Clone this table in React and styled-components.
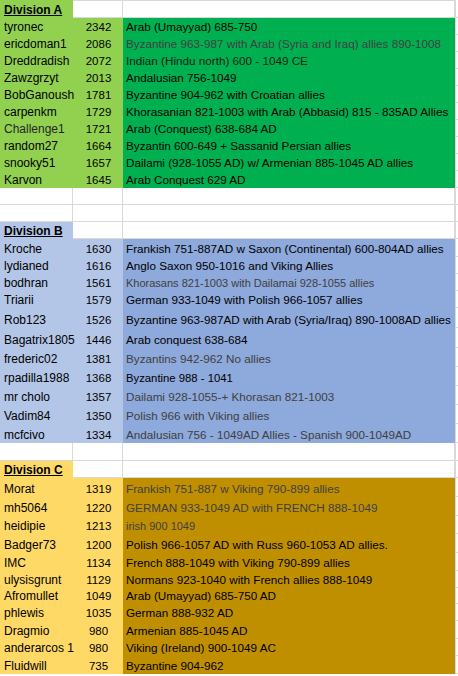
import React from 'react'
import styled, { createGlobalStyle } from 'styled-components'

const GlobalStyle = createGlobalStyle`
  html, body {
    margin: 0;
    padding: 0;
    background: #ffffff;
  }
  body {
    font-family: "Liberation Sans", Arial, sans-serif;
    font-size: 12px;
    color: #000;
  }
`

const GRID = '#d9d9d9'

const fills = {
  A: { light: '#92d050', dark: '#00b050' },
  B: { light: '#b4c6e7', dark: '#8ea9db' },
  C: { light: '#ffd966', dark: '#bf8f00' },
}

const Sheet = styled.div`
  width: 458px;
  display: flex;
  flex-direction: column;
  overflow: hidden;
`

const Row = styled.div`
  display: grid;
  grid-template-columns: 73px 50px 332px 1fr;
  height: ${p => p.$h}px;
`

const Cell = styled.div`
  display: flex;
  align-items: flex-end;
  padding-bottom: 1px;
  line-height: 14px;
  white-space: nowrap;
  overflow: visible;
  box-sizing: border-box;
  min-width: 0;
`

const Blank = styled(Cell)`
  border-bottom: 1px solid ${GRID};
  border-right: 1px solid ${GRID};
  border-top: ${p => (p.$top ? `1px solid ${GRID}` : '0')};
`

const Edge = styled(Cell)`
  border-left: 1px solid ${GRID};
  border-bottom: 1px solid ${GRID};
`

const Title = styled(Cell)`
  background: ${p => fills[p.$div].light};
  padding-left: 4px;
  font-weight: bold;
  text-decoration: underline;
`

const Name = styled(Cell)`
  background: ${p => fills[p.$div].light};
  padding-left: 4px;
  color: ${p => p.$color || '#000'};
  position: relative;
  z-index: 1;
`

const Score = styled(Cell)`
  background: ${p => fills[p.$div].light};
  justify-content: center;
  padding-left: 1px;
  font-size: 11.5px;
`

const Army = styled(Cell)`
  background: ${p => fills[p.$div].dark};
  padding-left: 3px;
  color: ${p => p.$color || '#000'};
  font-size: ${p => p.$size || 11.7}px;
`

const GREY = '#404040'

const divisions = [
  {
    id: 'A',
    title: 'Division A',
    head: 18,
    players: [
      ['tyronec', '2342', 'Arab (Umayyad) 685-750', 17],
      ['ericdoman1', '2086', 'Byzantine 963-987 with Arab (Syria and Iraq) allies 890-1008', 17, GREY],
      ['Dreddradish', '2072', 'Indian (Hindu north) 600 - 1049 CE', 17, '#0d1f10'],
      ['Zawzgrzyt', '2013', 'Andalusian 756-1049', 17],
      ['BobGanoush', '1781', 'Byzantine 904-962 with Croatian allies', 17],
      ['carpenkm', '1729', 'Khorasanian 821-1003 with Arab (Abbasid) 815 - 835AD Allies', 17],
      ['Challenge1', '1721', 'Arab (Conquest) 638-684 AD', 17, null, '#262626'],
      ['random27', '1664', 'Byzantin 600-649 + Sassanid Persian allies', 17],
      ['snooky51', '1657', 'Dailami (928-1055 AD) w/ Armenian 885-1045 AD allies', 17],
      ['Karvon', '1645', 'Arab Conquest 629 AD', 17],
    ],
    after: [17, 17],
  },
  {
    id: 'B',
    title: 'Division B',
    head: 17,
    players: [
      ['Kroche', '1630', 'Frankish 751-887AD w Saxon (Continental) 600-804AD allies', 18],
      ['lydianed', '1616', 'Anglo Saxon 950-1016 and Viking Allies', 17],
      ['bodhran', '1561', 'Khorasans 821-1003 with Dailamai 928-1055 allies', 17, GREY, null, 11],
      ['Triarii', '1579', 'German 933-1049 with Polish 966-1057 allies', 17],
      ['Rob123', '1526', 'Byzantine 963-987AD with Arab (Syria/Iraq) 890-1008AD allies', 20],
      ['Bagatrix1805', '1446', 'Arab conquest 638-684', 20],
      ['frederic02', '1381', 'Byzantins 942-962 No allies', 19, GREY],
      ['rpadilla1988', '1368', 'Byzantine 988 - 1041', 19, null, null, 11.3],
      ['mr cholo', '1357', 'Dailami 928-1055-+ Khorasan 821-1003', 19, GREY],
      ['Vadim84', '1350', 'Polish 966 with Viking allies', 19, GREY],
      ['mcfcivo', '1334', 'Andalusian 756 - 1049AD Allies - Spanish 900-1049AD', 19, GREY],
    ],
    after: [18],
  },
  {
    id: 'C',
    title: 'Division C',
    head: 17,
    players: [
      ['Morat', '1319', 'Frankish 751-887 w Viking 790-899 allies', 19, GREY],
      ['mh5064', '1220', 'GERMAN 933-1049 AD with FRENCH 888-1049', 19, GREY],
      ['heidipie', '1213', 'irish 900 1049', 18, GREY, null, 11],
      ['Badger73', '1200', 'Polish 966-1057 AD with Russ 960-1053 AD allies.', 19],
      ['IMC', '1134', 'French 888-1049 with Viking 790-899 allies', 18],
      ['ulysisgrunt', '1129', 'Normans 923-1040 with French allies 888-1049', 17],
      ['Afromullet', '1049', 'Arab (Umayyad) 685-750 AD', 16],
      ['phlewis', '1035', 'German 888-932 AD', 17],
      ['Dragmio', '980', 'Armenian 885-1045 AD', 18],
      ['anderarcos 1', '980', 'Viking (Ireland) 900-1049 AC', 17],
      ['Fluidwill', '735', 'Byzantine 904-962', 18],
    ],
    after: [],
  },
]

const EmptyRow = ({ h }) => (
  <Row $h={h}>
    <Blank />
    <Blank />
    <Blank />
    <Edge />
  </Row>
)

const Division = ({ div, first }) => (
  <>
    <Row $h={div.head}>
      <Title $div={div.id}>{div.title}</Title>
      <Blank $top={first} />
      <Blank $top={first} />
      <Edge />
    </Row>
    {div.players.map(([name, score, army, h, armyColor, nameColor, size]) => (
      <Row key={name} $h={h}>
        <Name $div={div.id} $color={nameColor}>{name}</Name>
        <Score $div={div.id}>{score}</Score>
        <Army $div={div.id} $color={armyColor} $size={size}>{army}</Army>
        <Edge />
      </Row>
    ))}
    {div.after.map((h, i) => (
      <EmptyRow key={i} h={h} />
    ))}
  </>
)

export default function App() {
  return (
    <>
      <GlobalStyle />
      <Sheet>
        {divisions.map((d, i) => (
          <Division key={d.id} div={d} first={i === 0} />
        ))}
      </Sheet>
    </>
  )
}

• CHALLENGE: Extract the full listing above verbatim; pictures are to be left out of the copy.

• COMPLETE ANSWER:
Clone this table in React and styled-components.
import React from 'react'
import styled, { createGlobalStyle } from 'styled-components'

const GlobalStyle = createGlobalStyle`
  html, body {
    margin: 0;
    padding: 0;
    background: #ffffff;
  }
  body {
    font-family: "Liberation Sans", Arial, sans-serif;
    font-size: 12px;
    color: #000;
  }
`

const GRID = '#d9d9d9'

const fills = {
  A: { light: '#92d050', dark: '#00b050' },
  B: { light: '#b4c6e7', dark: '#8ea9db' },
  C: { light: '#ffd966', dark: '#bf8f00' },
}

const Sheet = styled.div`
  width: 458px;
  display: flex;
  flex-direction: column;
  overflow: hidden;
`

const Row = styled.div`
  display: grid;
  grid-template-columns: 73px 50px 332px 1fr;
  height: ${p => p.$h}px;
`

const Cell = styled.div`
  display: flex;
  align-items: flex-end;
  padding-bottom: 1px;
  line-height: 14px;
  white-space: nowrap;
  overflow: visible;
  box-sizing: border-box;
  min-width: 0;
`

const Blank = styled(Cell)`
  border-bottom: 1px solid ${GRID};
  border-right: 1px solid ${GRID};
  border-top: ${p => (p.$top ? `1px solid ${GRID}` : '0')};
`

const Edge = styled(Cell)`
  border-left: 1px solid ${GRID};
  border-bottom: 1px solid ${GRID};
`

const Title = styled(Cell)`
  background: ${p => fills[p.$div].light};
  padding-left: 4px;
  font-weight: bold;
  text-decoration: underline;
`

const Name = styled(Cell)`
  background: ${p => fills[p.$div].light};
  padding-left: 4px;
  color: ${p => p.$color || '#000'};
  position: relative;
  z-index: 1;
`

const Score = styled(Cell)`
  background: ${p => fills[p.$div].light};
  justify-content: center;
  padding-left: 1px;
  font-size: 11.5px;
`

const Army = styled(Cell)`
  background: ${p => fills[p.$div].dark};
  padding-left: 3px;
  color: ${p => p.$color || '#000'};
  font-size: ${p => p.$size || 11.7}px;
`

const GREY = '#404040'

const divisions = [
  {
    id: 'A',
    title: 'Division A',
    head: 18,
    players: [
      ['tyronec', '2342', 'Arab (Umayyad) 685-750', 17],
      ['ericdoman1', '2086', 'Byzantine 963-987 with Arab (Syria and Iraq) allies 890-1008', 17, GREY],
      ['Dreddradish', '2072', 'Indian (Hindu north) 600 - 1049 CE', 17, '#0d1f10'],
      ['Zawzgrzyt', '2013', 'Andalusian 756-1049', 17],
      ['BobGanoush', '1781', 'Byzantine 904-962 with Croatian allies', 17],
      ['carpenkm', '1729', 'Khorasanian 821-1003 with Arab (Abbasid) 815 - 835AD Allies', 17],
      ['Challenge1', '1721', 'Arab (Conquest) 638-684 AD', 17, null, '#262626'],
      ['random27', '1664', 'Byzantin 600-649 + Sassanid Persian allies', 17],
      ['snooky51', '1657', 'Dailami (928-1055 AD) w/ Armenian 885-1045 AD allies', 17],
      ['Karvon', '1645', 'Arab Conquest 629 AD', 17],
    ],
    after: [17, 17],
  },
  {
    id: 'B',
    title: 'Division B',
    head: 17,
    players: [
      ['Kroche', '1630', 'Frankish 751-887AD w Saxon (Continental) 600-804AD allies', 18],
      ['lydianed', '1616', 'Anglo Saxon 950-1016 and Viking Allies', 17],
      ['bodhran', '1561', 'Khorasans 821-1003 with Dailamai 928-1055 allies', 17, GREY, null, 11],
      ['Triarii', '1579', 'German 933-1049 with Polish 966-1057 allies', 17],
      ['Rob123', '1526', 'Byzantine 963-987AD with Arab (Syria/Iraq) 890-1008AD allies', 20],
      ['Bagatrix1805', '1446', 'Arab conquest 638-684', 20],
      ['frederic02', '1381', 'Byzantins 942-962 No allies', 19, GREY],
      ['rpadilla1988', '1368', 'Byzantine 988 - 1041', 19, null, null, 11.3],
      ['mr cholo', '1357', 'Dailami 928-1055-+ Khorasan 821-1003', 19, GREY],
      ['Vadim84', '1350', 'Polish 966 with Viking allies', 19, GREY],
      ['mcfcivo', '1334', 'Andalusian 756 - 1049AD Allies - Spanish 900-1049AD', 19, GREY],
    ],
    after: [18],
  },
  {
    id: 'C',
    title: 'Division C',
    head: 17,
    players: [
      ['Morat', '1319', 'Frankish 751-887 w Viking 790-899 allies', 19, GREY],
      ['mh5064', '1220', 'GERMAN 933-1049 AD with FRENCH 888-1049', 19, GREY],
      ['heidipie', '1213', 'irish 900 1049', 18, GREY, null, 11],
      ['Badger73', '1200', 'Polish 966-1057 AD with Russ 960-1053 AD allies.', 19],
      ['IMC', '1134', 'French 888-1049 with Viking 790-899 allies', 18],
      ['ulysisgrunt', '1129', 'Normans 923-1040 with French allies 888-1049', 17],
      ['Afromullet', '1049', 'Arab (Umayyad) 685-750 AD', 16],
      ['phlewis', '1035', 'German 888-932 AD', 17],
      ['Dragmio', '980', 'Armenian 885-1045 AD', 18],
      ['anderarcos 1', '980', 'Viking (Ireland) 900-1049 AC', 17],
      ['Fluidwill', '735', 'Byzantine 904-962', 18],
    ],
    after: [],
  },
]

const EmptyRow = ({ h }) => (
  <Row $h={h}>
    <Blank />
    <Blank />
    <Blank />
    <Edge />
  </Row>
)

const Division = ({ div, first }) => (
  <>
    <Row $h={div.head}>
      <Title $div={div.id}>{div.title}</Title>
      <Blank $top={first} />
      <Blank $top={first} />
      <Edge />
    </Row>
    {div.players.map(([name, score, army, h, armyColor, nameColor, size]) => (
      <Row key={name} $h={h}>
        <Name $div={div.id} $color={nameColor}>{name}</Name>
        <Score $div={div.id}>{score}</Score>
        <Army $div={div.id} $color={armyColor} $size={size}>{army}</Army>
        <Edge />
      </Row>
    ))}
    {div.after.map((h, i) => (
      <EmptyRow key={i} h={h} />
    ))}
  </>
)

export default function App() {
  return (
    <>
      <GlobalStyle />
      <Sheet>
        {divisions.map((d, i) => (
          <Division key={d.id} div={d} first={i === 0} />
        ))}
      </Sheet>
    </>
  )
}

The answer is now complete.